[Task requirements] Quote all entries exactly, leaving pictures aside.

::: Excerpted data :::

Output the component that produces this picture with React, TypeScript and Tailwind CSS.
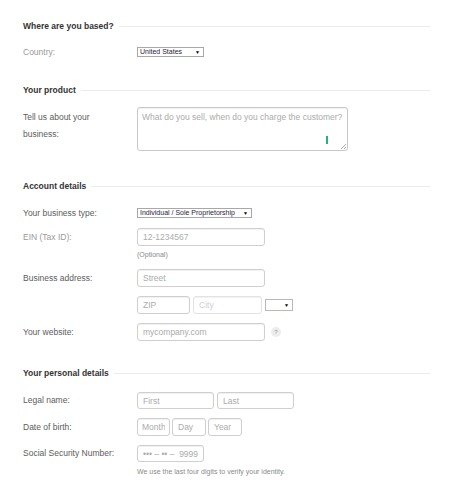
import React from 'react'

const font = { fontFamily: '"Liberation Sans", Arial, sans-serif' }

function Heading({ children }: { children: React.ReactNode }) {
  return (
    <div className="flex items-center h-[12px]">
      <span className="text-[8.5px] leading-[12px] font-bold text-[#333] pr-[5px] whitespace-nowrap">{children}</span>
      <div className="flex-1 h-px bg-[#ebebeb]" />
    </div>
  )
}

function Label({ children, light }: { children: React.ReactNode; light?: boolean }) {
  return (
    <div className={`w-[114px] shrink-0 text-[8.5px] leading-[17px] ${light ? 'text-[#9a9a9a]' : 'text-[#5c5c5c]'}`}>
      {children}
    </div>
  )
}

function Select({ text, w }: { text: string; w: string }) {
  return (
    <div className={`${w} h-[10px] border border-[#a8a8a8] bg-white flex items-center justify-between pl-[2px] pr-[3px]`}>
      <span className="text-[7px] leading-[8px] text-[#2a1a3a] whitespace-nowrap">{text}</span>
      <span className="text-[5px] leading-[8px] text-black">▼</span>
    </div>
  )
}

function Input({ w, h = 'h-[18px]', ph, faded, px = 'px-[5px]' }: { w: string; h?: string; ph: string; faded?: boolean; px?: string }) {
  return (
    <input
      readOnly
      placeholder={ph}
      className={`${w} ${h} ${px} rounded-[3px] border ${faded ? 'border-[#e3e3e3] placeholder:text-[#d0d0d0]' : 'border-[#cfcfcf] placeholder:text-[#ababab]'} bg-white text-[8.5px] shadow-[inset_0_1px_1px_rgba(0,0,0,0.06)] outline-none`}
      style={font}
    />
  )
}

export default function App() {
  return (
    <div className="w-[452px] h-[490px] bg-white overflow-hidden" style={font}>
      <div className="pl-[23px] w-[430px] pt-[20px] flex flex-col">
        <Heading>Where are you based?</Heading>

        <div className="flex items-center mt-[15px] h-[10px]">
          <Label light>Country:</Label>
          <Select text="United States" w="w-[67px]" />
        </div>

        <div className="mt-[27px]">
          <Heading>Your product</Heading>
        </div>

        <div className="flex mt-[11px]">
          <div className="pt-[2px]">
            <Label>
              Tell us about your
              <br />
              business:
            </Label>
          </div>
          <div className="relative w-[211px] h-[44px] rounded-[3px] border border-[#c8c8c8] bg-white shadow-[inset_0_1px_1px_rgba(0,0,0,0.06)] px-[4px] pt-[4px] text-[8.5px] leading-[11px] text-[#ababab] whitespace-nowrap">
            What do you sell, when do you charge the customer?
            <div className="absolute left-[188px] top-[28px] w-[2px] h-[8px] bg-[#22b573]" />
            <svg className="absolute right-[1px] bottom-[1px]" width="6" height="6" viewBox="0 0 6 6">
              <path d="M6 1L1 6M6 4L4 6" stroke="#999" strokeWidth="0.8" />
            </svg>
          </div>
        </div>

        <div className="mt-[29px]">
          <Heading>Account details</Heading>
        </div>

        <div className="flex items-center mt-[16px] h-[10px]">
          <Label>Your business type:</Label>
          <Select text="Individual / Sole Proprietorship" w="w-[115px]" />
        </div>

        <div className="flex items-center mt-[10px]">
          <Label light>EIN (Tax ID):</Label>
          <Input w="w-[128px]" ph="12-1234567" />
        </div>
        <div className="pl-[114px] mt-[4px] text-[7px] leading-[10px] text-[#8a8a8a]">(Optional)</div>

        <div className="flex items-center mt-[9px]">
          <Label>Business address:</Label>
          <Input w="w-[128px]" ph="Street" />
        </div>

        <div className="flex items-center mt-[9px] pl-[114px] gap-[3px]">
          <Input w="w-[53px]" ph="ZIP" />
          <Input w="w-[69px]" ph="City" faded />
          <div className="w-[28px] h-[12px] border border-[#b8b8b8] bg-white flex items-center justify-end pr-[3px]">
            <span className="text-[5px] leading-[8px] text-black">▼</span>
          </div>
        </div>

        <div className="flex items-center mt-[9px]">
          <Label>Your website:</Label>
          <Input w="w-[128px]" ph="mycompany.com" />
          <div className="ml-[6px] w-[10px] h-[10px] rounded-full bg-[#ececec] flex items-center justify-center text-[6px] leading-none text-[#999]">
            ?
          </div>
        </div>

        <div className="mt-[26px]">
          <Heading>Your personal details</Heading>
        </div>

        <div className="flex items-center mt-[13px]">
          <Label>Legal name:</Label>
          <div className="flex gap-[3px]">
            <Input w="w-[77px]" h="h-[17px]" ph="First" />
            <Input w="w-[77px]" h="h-[17px]" ph="Last" />
          </div>
        </div>

        <div className="flex items-center mt-[9px]">
          <Label>Date of birth:</Label>
          <div className="flex gap-[2px]">
            <Input w="w-[33px]" ph="Month" px="px-[4px]" />
            <Input w="w-[34px]" ph="Day" />
            <Input w="w-[34px]" ph="Year" />
          </div>
        </div>

        <div className="flex items-center mt-[9px]">
          <Label>Social Security Number:</Label>
          <Input w="w-[67px]" h="h-[17px]" ph="••• – •• –  9999" />
        </div>
        <div className="pl-[114px] mt-[5px] text-[7px] leading-[10px] text-[#8a8a8a]">
          We use the last four digits to verify your identity.
        </div>
      </div>
    </div>
  )
}
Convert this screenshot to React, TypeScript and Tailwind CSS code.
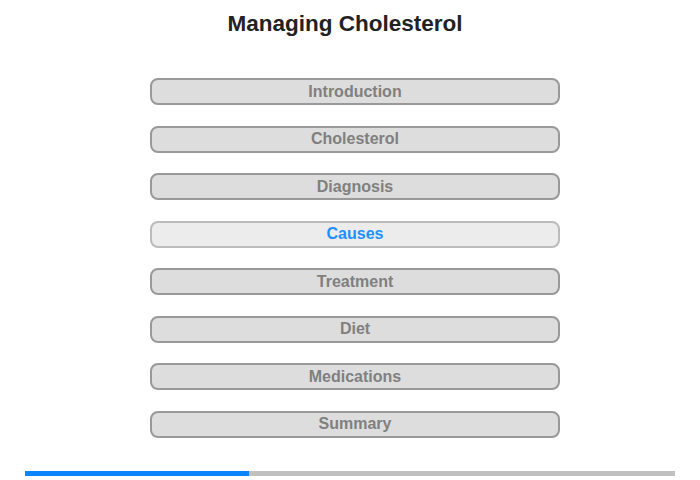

:::

[Complete answer]
Output the component that produces this picture with React, TypeScript and Tailwind CSS.
import React from 'react'

const font = { fontFamily: '"Liberation Sans", Arial, sans-serif' }

function Heading({ children }: { children: React.ReactNode }) {
  return (
    <div className="flex items-center h-[12px]">
      <span className="text-[8.5px] leading-[12px] font-bold text-[#333] pr-[5px] whitespace-nowrap">{children}</span>
      <div className="flex-1 h-px bg-[#ebebeb]" />
    </div>
  )
}

function Label({ children, light }: { children: React.ReactNode; light?: boolean }) {
  return (
    <div className={`w-[114px] shrink-0 text-[8.5px] leading-[17px] ${light ? 'text-[#9a9a9a]' : 'text-[#5c5c5c]'}`}>
      {children}
    </div>
  )
}

function Select({ text, w }: { text: string; w: string }) {
  return (
    <div className={`${w} h-[10px] border border-[#a8a8a8] bg-white flex items-center justify-between pl-[2px] pr-[3px]`}>
      <span className="text-[7px] leading-[8px] text-[#2a1a3a] whitespace-nowrap">{text}</span>
      <span className="text-[5px] leading-[8px] text-black">▼</span>
    </div>
  )
}

function Input({ w, h = 'h-[18px]', ph, faded, px = 'px-[5px]' }: { w: string; h?: string; ph: string; faded?: boolean; px?: string }) {
  return (
    <input
      readOnly
      placeholder={ph}
      className={`${w} ${h} ${px} rounded-[3px] border ${faded ? 'border-[#e3e3e3] placeholder:text-[#d0d0d0]' : 'border-[#cfcfcf] placeholder:text-[#ababab]'} bg-white text-[8.5px] shadow-[inset_0_1px_1px_rgba(0,0,0,0.06)] outline-none`}
      style={font}
    />
  )
}

export default function App() {
  return (
    <div className="w-[452px] h-[490px] bg-white overflow-hidden" style={font}>
      <div className="pl-[23px] w-[430px] pt-[20px] flex flex-col">
        <Heading>Where are you based?</Heading>

        <div className="flex items-center mt-[15px] h-[10px]">
          <Label light>Country:</Label>
          <Select text="United States" w="w-[67px]" />
        </div>

        <div className="mt-[27px]">
          <Heading>Your product</Heading>
        </div>

        <div className="flex mt-[11px]">
          <div className="pt-[2px]">
            <Label>
              Tell us about your
              <br />
              business:
            </Label>
          </div>
          <div className="relative w-[211px] h-[44px] rounded-[3px] border border-[#c8c8c8] bg-white shadow-[inset_0_1px_1px_rgba(0,0,0,0.06)] px-[4px] pt-[4px] text-[8.5px] leading-[11px] text-[#ababab] whitespace-nowrap">
            What do you sell, when do you charge the customer?
            <div className="absolute left-[188px] top-[28px] w-[2px] h-[8px] bg-[#22b573]" />
            <svg className="absolute right-[1px] bottom-[1px]" width="6" height="6" viewBox="0 0 6 6">
              <path d="M6 1L1 6M6 4L4 6" stroke="#999" strokeWidth="0.8" />
            </svg>
          </div>
        </div>

        <div className="mt-[29px]">
          <Heading>Account details</Heading>
        </div>

        <div className="flex items-center mt-[16px] h-[10px]">
          <Label>Your business type:</Label>
          <Select text="Individual / Sole Proprietorship" w="w-[115px]" />
        </div>

        <div className="flex items-center mt-[10px]">
          <Label light>EIN (Tax ID):</Label>
          <Input w="w-[128px]" ph="12-1234567" />
        </div>
        <div className="pl-[114px] mt-[4px] text-[7px] leading-[10px] text-[#8a8a8a]">(Optional)</div>

        <div className="flex items-center mt-[9px]">
          <Label>Business address:</Label>
          <Input w="w-[128px]" ph="Street" />
        </div>

        <div className="flex items-center mt-[9px] pl-[114px] gap-[3px]">
          <Input w="w-[53px]" ph="ZIP" />
          <Input w="w-[69px]" ph="City" faded />
          <div className="w-[28px] h-[12px] border border-[#b8b8b8] bg-white flex items-center justify-end pr-[3px]">
            <span className="text-[5px] leading-[8px] text-black">▼</span>
          </div>
        </div>

        <div className="flex items-center mt-[9px]">
          <Label>Your website:</Label>
          <Input w="w-[128px]" ph="mycompany.com" />
          <div className="ml-[6px] w-[10px] h-[10px] rounded-full bg-[#ececec] flex items-center justify-center text-[6px] leading-none text-[#999]">
            ?
          </div>
        </div>

        <div className="mt-[26px]">
          <Heading>Your personal details</Heading>
        </div>

        <div className="flex items-center mt-[13px]">
          <Label>Legal name:</Label>
          <div className="flex gap-[3px]">
            <Input w="w-[77px]" h="h-[17px]" ph="First" />
            <Input w="w-[77px]" h="h-[17px]" ph="Last" />
          </div>
        </div>

        <div className="flex items-center mt-[9px]">
          <Label>Date of birth:</Label>
          <div className="flex gap-[2px]">
            <Input w="w-[33px]" ph="Month" px="px-[4px]" />
            <Input w="w-[34px]" ph="Day" />
            <Input w="w-[34px]" ph="Year" />
          </div>
        </div>

        <div className="flex items-center mt-[9px]">
          <Label>Social Security Number:</Label>
          <Input w="w-[67px]" h="h-[17px]" ph="••• – •• –  9999" />
        </div>
        <div className="pl-[114px] mt-[5px] text-[7px] leading-[10px] text-[#8a8a8a]">
          We use the last four digits to verify your identity.
        </div>
      </div>
    </div>
  )
}
Convert this screenshot to React, TypeScript and Tailwind CSS code.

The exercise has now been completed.